Data
******
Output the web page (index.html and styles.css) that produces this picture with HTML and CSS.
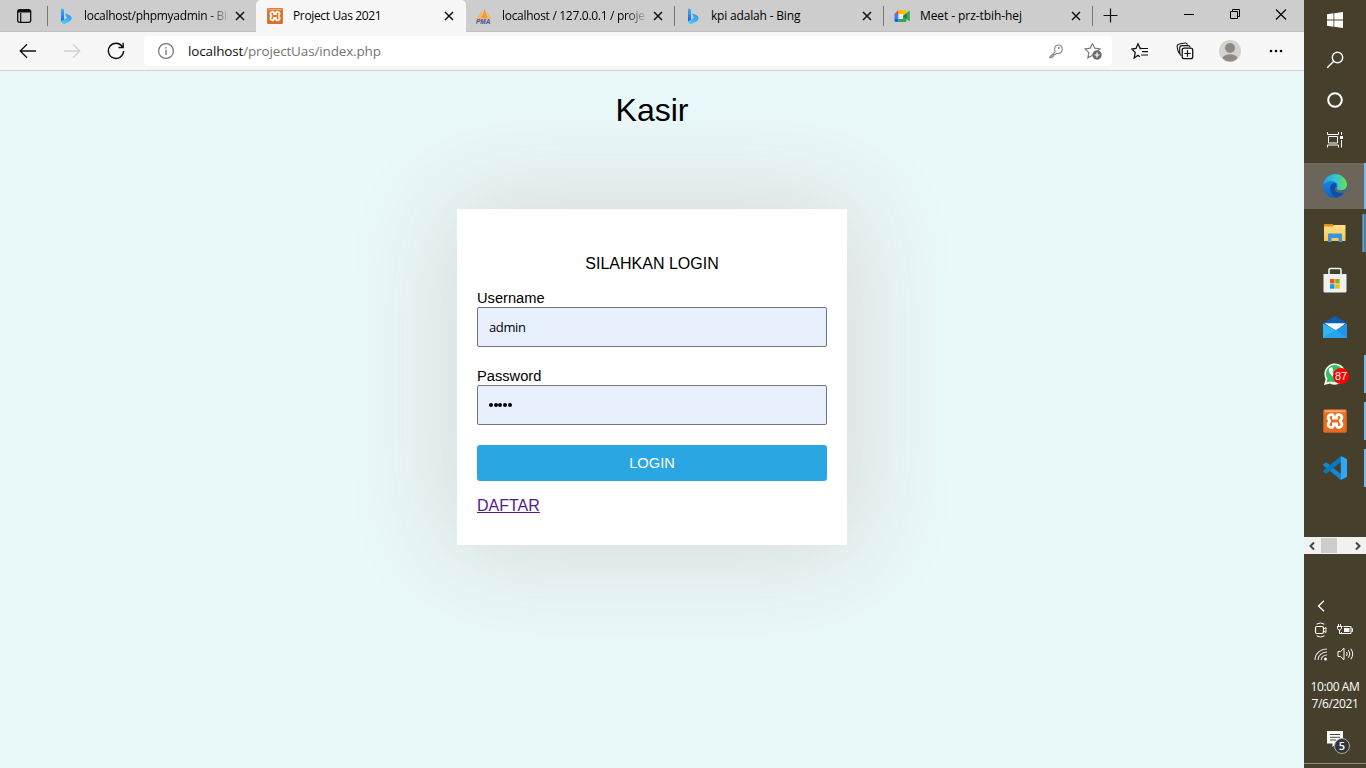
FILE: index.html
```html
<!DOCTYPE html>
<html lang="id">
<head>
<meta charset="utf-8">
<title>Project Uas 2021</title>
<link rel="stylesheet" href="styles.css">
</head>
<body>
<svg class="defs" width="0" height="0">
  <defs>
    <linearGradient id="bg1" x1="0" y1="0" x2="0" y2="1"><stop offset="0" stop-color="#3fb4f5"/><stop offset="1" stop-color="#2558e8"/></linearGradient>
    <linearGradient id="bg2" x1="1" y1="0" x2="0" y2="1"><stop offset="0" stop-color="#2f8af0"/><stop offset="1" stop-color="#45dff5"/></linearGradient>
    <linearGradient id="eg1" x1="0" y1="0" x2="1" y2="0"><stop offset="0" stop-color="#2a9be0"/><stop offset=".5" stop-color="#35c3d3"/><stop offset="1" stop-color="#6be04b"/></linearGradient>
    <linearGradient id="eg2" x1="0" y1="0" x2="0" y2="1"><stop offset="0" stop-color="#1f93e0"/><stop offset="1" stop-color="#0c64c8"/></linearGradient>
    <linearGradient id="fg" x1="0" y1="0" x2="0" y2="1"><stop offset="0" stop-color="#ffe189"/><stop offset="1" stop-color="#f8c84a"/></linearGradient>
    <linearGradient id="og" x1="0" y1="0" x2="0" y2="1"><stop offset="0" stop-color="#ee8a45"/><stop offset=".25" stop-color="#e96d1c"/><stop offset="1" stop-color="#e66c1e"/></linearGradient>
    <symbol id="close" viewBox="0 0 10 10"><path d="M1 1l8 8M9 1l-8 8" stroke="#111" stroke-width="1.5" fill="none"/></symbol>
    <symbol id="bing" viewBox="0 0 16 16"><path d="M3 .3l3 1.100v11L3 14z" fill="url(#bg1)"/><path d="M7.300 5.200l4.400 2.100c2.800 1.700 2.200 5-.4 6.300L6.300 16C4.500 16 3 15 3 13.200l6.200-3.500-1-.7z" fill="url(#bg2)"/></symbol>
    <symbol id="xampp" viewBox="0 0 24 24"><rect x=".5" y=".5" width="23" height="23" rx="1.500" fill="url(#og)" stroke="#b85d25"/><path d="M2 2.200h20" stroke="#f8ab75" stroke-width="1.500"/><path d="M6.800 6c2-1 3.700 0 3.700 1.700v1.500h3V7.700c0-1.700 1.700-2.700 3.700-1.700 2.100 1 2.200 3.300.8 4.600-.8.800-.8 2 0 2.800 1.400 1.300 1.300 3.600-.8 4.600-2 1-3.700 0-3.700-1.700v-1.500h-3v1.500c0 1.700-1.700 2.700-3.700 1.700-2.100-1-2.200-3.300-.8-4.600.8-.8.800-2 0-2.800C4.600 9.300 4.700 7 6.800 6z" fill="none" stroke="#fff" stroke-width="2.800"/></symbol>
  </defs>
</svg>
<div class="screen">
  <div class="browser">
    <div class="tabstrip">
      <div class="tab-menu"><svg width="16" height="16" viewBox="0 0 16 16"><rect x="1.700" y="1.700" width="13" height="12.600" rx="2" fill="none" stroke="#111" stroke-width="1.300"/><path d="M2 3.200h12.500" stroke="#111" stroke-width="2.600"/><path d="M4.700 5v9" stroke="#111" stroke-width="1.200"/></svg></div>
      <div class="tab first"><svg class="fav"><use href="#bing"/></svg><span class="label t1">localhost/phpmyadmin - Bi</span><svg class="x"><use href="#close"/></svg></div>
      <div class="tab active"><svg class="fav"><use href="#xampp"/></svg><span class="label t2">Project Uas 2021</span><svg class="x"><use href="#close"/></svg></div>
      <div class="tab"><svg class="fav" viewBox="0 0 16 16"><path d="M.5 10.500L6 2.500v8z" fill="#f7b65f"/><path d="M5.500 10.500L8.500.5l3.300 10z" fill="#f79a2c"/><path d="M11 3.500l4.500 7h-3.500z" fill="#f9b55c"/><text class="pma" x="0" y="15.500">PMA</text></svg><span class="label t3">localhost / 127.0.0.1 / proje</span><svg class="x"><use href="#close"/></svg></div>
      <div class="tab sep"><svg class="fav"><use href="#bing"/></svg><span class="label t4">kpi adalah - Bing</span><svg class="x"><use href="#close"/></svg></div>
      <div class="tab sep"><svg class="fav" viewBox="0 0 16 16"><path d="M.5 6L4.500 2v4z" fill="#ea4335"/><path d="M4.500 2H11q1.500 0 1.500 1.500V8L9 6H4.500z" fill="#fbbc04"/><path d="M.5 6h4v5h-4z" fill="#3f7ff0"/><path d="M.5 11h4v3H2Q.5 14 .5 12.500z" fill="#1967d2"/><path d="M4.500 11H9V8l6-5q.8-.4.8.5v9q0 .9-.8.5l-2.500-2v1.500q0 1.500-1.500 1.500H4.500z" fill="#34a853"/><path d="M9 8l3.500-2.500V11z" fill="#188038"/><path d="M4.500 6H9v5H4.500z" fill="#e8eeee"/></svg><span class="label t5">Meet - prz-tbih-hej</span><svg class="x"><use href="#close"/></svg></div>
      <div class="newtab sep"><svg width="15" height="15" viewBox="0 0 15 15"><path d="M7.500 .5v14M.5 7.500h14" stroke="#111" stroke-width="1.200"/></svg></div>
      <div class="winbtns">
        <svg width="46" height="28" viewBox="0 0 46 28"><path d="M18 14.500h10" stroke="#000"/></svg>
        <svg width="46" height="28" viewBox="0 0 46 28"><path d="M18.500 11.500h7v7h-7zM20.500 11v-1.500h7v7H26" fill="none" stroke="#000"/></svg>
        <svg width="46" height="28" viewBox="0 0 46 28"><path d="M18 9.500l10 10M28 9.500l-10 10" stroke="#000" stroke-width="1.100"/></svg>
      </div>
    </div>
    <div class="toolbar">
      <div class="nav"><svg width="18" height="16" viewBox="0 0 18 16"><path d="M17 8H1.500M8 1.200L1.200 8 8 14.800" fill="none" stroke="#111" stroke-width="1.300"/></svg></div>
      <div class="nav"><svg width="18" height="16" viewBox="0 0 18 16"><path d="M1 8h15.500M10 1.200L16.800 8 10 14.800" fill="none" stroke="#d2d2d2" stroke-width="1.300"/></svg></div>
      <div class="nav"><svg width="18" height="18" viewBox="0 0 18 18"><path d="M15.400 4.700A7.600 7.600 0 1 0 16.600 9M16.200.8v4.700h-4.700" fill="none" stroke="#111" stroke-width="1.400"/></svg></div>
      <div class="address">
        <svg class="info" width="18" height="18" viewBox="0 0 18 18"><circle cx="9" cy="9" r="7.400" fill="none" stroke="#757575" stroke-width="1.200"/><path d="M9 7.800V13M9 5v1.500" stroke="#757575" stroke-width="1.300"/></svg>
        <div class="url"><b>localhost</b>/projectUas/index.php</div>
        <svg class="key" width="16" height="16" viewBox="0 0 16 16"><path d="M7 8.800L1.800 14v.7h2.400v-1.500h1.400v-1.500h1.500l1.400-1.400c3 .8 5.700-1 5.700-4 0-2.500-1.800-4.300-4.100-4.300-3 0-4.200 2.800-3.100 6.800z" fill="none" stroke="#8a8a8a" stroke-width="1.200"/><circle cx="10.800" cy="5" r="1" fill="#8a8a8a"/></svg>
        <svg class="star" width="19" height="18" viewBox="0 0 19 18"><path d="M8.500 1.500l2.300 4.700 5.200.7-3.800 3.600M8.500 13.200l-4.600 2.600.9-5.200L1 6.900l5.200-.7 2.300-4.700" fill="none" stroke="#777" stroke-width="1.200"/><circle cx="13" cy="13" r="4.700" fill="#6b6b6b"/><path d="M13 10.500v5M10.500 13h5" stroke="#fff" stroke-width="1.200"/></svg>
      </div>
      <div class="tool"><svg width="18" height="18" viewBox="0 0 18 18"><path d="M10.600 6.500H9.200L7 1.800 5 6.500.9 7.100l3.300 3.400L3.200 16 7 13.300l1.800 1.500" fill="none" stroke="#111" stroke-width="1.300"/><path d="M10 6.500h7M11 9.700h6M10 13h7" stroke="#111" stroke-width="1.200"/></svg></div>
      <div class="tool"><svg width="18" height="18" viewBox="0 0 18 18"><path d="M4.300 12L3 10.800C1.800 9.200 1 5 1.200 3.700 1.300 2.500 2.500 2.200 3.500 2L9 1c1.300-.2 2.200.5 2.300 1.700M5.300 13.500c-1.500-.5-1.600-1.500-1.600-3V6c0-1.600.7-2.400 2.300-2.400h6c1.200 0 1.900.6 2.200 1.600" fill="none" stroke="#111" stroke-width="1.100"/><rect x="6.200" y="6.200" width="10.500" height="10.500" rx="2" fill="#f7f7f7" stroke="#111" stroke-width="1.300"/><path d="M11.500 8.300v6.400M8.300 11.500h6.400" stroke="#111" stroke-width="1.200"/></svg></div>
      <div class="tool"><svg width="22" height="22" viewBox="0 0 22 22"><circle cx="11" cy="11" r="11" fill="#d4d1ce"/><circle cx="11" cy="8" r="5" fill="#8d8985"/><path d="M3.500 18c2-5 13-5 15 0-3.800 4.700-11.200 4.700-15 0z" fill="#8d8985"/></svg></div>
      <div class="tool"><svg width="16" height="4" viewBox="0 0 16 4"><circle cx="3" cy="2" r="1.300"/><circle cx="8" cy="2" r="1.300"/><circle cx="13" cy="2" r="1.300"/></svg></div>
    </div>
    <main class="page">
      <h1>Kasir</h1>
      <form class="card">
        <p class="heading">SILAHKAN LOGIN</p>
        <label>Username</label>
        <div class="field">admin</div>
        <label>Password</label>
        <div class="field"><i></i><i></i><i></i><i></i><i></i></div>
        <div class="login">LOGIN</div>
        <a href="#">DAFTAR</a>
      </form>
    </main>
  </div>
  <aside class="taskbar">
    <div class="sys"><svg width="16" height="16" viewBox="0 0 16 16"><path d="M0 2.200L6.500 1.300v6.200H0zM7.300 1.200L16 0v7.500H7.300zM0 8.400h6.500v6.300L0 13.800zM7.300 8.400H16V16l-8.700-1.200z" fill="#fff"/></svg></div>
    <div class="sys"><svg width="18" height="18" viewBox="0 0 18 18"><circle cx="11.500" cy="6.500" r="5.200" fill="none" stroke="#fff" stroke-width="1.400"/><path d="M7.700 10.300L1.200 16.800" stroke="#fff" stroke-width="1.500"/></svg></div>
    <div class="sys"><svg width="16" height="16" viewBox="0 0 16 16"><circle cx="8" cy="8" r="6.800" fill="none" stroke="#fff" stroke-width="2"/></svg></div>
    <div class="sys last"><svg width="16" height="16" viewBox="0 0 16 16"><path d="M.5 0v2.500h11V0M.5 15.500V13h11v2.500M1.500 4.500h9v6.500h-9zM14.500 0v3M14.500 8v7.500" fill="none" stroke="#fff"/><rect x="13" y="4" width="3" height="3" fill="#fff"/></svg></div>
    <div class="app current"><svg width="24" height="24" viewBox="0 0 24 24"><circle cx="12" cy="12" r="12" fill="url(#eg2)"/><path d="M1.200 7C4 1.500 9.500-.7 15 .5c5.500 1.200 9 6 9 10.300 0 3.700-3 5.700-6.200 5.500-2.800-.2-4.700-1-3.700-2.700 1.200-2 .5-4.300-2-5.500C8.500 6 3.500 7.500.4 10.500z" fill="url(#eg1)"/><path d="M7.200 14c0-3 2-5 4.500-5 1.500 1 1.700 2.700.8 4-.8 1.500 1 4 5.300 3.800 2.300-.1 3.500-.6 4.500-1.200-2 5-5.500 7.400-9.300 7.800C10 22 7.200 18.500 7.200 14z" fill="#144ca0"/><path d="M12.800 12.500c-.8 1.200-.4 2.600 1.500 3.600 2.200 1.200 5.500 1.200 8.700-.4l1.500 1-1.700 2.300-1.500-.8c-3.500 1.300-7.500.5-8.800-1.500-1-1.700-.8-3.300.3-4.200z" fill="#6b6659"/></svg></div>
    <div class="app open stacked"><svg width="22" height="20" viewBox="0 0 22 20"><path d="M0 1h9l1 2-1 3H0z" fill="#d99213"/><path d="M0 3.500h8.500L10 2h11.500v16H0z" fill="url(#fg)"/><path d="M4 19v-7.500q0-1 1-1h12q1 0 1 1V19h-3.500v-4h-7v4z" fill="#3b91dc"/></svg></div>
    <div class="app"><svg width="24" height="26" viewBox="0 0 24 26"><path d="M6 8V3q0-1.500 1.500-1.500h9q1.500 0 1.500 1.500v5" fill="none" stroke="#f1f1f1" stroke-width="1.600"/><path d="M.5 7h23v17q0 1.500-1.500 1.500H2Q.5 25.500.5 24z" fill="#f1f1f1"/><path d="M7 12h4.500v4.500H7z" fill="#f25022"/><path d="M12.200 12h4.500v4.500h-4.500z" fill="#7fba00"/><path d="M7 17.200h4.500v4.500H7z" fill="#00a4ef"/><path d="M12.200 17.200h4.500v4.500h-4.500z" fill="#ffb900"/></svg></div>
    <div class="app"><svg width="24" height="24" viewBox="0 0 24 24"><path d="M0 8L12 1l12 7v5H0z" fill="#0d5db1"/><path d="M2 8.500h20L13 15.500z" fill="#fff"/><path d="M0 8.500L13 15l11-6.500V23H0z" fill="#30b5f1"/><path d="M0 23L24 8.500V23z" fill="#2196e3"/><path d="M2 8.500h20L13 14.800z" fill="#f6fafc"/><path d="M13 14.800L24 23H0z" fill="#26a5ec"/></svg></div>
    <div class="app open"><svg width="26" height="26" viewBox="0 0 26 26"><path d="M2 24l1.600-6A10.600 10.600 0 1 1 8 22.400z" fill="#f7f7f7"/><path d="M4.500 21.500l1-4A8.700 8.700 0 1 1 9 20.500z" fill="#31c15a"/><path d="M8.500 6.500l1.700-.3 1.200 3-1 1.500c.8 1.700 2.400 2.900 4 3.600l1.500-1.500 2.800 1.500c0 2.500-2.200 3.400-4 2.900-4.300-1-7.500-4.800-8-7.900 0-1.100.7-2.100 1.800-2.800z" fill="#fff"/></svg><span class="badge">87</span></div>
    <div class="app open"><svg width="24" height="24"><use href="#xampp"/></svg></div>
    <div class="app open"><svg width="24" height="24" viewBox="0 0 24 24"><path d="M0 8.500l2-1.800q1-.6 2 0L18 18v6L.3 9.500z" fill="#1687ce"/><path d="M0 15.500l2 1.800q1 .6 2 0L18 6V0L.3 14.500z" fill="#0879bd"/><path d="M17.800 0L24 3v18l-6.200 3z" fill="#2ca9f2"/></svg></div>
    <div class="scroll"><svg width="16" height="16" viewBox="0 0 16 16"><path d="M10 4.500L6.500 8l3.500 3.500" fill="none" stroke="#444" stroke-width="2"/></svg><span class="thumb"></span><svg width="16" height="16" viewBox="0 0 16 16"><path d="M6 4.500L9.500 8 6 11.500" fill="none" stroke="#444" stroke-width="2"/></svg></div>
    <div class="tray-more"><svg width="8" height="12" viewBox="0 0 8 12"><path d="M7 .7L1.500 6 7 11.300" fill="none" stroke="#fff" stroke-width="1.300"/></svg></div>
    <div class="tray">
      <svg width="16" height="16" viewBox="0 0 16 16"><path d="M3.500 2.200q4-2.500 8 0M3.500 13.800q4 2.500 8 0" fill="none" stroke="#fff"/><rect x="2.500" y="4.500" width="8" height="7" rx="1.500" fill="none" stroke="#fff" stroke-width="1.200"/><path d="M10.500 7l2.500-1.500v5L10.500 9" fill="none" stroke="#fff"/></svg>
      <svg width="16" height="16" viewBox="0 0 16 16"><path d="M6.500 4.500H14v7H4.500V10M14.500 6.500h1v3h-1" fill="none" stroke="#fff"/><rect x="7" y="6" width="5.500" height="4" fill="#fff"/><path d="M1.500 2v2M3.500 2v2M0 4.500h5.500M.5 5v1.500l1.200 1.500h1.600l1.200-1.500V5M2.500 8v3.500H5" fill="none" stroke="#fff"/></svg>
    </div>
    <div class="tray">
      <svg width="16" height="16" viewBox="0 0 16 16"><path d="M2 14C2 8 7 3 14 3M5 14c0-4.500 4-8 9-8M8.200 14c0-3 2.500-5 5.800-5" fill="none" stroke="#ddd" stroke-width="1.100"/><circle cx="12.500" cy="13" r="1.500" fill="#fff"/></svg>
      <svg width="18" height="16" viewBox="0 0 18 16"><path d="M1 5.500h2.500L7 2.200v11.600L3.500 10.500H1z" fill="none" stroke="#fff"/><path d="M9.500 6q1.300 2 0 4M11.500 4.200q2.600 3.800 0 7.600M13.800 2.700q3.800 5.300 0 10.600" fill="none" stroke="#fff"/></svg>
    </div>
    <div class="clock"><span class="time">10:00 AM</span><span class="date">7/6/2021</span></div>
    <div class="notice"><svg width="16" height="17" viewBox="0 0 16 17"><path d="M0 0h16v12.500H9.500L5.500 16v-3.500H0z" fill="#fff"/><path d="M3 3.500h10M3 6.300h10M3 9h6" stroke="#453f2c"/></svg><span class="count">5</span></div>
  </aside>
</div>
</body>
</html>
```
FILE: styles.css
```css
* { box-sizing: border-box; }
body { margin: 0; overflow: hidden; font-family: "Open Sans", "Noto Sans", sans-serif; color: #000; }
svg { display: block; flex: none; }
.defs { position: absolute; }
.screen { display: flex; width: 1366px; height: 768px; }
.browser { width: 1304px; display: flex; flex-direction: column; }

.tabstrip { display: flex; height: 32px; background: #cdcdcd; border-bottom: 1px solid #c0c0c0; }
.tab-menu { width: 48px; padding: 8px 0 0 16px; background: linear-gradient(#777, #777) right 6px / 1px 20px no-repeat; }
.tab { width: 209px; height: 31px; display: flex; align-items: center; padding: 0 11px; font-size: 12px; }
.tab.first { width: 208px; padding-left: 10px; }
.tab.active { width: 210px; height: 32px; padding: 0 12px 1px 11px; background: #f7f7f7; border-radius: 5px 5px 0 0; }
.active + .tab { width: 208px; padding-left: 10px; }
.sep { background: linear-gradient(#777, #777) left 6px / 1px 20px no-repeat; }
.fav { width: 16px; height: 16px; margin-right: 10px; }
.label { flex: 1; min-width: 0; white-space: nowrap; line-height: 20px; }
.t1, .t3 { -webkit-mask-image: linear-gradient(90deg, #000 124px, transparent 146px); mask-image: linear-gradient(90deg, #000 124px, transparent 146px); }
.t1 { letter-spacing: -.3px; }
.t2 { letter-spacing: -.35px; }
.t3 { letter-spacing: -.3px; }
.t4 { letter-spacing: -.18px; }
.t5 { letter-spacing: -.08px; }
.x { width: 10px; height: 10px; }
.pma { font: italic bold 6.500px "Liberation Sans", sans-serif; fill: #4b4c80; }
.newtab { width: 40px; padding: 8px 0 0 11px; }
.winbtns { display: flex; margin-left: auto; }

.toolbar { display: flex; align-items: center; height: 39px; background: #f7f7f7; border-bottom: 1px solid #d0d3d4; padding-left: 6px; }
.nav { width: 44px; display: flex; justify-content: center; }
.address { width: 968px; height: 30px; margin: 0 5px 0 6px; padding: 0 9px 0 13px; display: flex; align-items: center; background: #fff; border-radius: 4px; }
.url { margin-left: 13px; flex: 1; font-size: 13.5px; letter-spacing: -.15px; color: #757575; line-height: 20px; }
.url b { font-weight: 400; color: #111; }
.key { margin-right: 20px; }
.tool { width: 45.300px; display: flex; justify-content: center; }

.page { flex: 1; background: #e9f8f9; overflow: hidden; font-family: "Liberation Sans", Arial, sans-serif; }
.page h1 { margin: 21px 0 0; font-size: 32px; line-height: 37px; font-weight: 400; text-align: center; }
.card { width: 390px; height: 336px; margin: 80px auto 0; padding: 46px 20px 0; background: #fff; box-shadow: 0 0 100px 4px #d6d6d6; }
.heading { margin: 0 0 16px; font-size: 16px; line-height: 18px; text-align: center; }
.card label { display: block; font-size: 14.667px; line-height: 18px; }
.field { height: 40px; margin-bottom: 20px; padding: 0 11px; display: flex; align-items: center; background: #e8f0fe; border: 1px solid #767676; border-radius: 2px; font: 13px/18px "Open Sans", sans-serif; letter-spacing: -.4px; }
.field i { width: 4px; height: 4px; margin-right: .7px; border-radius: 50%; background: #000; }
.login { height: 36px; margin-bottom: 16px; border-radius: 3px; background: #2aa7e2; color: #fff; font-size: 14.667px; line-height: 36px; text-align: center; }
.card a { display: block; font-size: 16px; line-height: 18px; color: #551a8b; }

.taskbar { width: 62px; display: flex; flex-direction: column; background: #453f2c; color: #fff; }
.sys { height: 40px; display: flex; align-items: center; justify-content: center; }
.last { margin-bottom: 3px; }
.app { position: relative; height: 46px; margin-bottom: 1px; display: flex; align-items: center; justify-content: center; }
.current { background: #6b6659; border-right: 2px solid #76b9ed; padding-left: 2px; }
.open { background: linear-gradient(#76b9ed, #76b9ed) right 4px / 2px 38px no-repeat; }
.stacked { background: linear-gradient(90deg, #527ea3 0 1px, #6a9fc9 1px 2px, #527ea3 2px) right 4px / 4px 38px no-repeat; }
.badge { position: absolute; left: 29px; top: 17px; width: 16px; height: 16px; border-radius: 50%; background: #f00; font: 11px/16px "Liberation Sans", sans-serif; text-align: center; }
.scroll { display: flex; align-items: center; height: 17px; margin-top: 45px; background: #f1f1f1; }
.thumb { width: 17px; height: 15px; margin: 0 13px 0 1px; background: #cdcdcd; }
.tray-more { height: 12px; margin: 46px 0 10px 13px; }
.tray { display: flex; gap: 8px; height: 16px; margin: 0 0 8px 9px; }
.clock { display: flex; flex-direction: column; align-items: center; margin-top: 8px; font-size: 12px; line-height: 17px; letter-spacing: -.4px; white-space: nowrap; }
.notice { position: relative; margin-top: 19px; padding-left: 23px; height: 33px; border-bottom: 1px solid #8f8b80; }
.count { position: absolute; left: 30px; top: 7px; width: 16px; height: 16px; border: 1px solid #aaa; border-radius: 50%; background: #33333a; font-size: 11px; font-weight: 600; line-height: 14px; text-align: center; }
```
******
What the task asks
Identify every line above that includes the word "styles", and show those lines.

Solution below
Output the web page (index.html and styles.css) that produces this picture with HTML and CSS.
<link rel="stylesheet" href="styles.css">
FILE: styles.css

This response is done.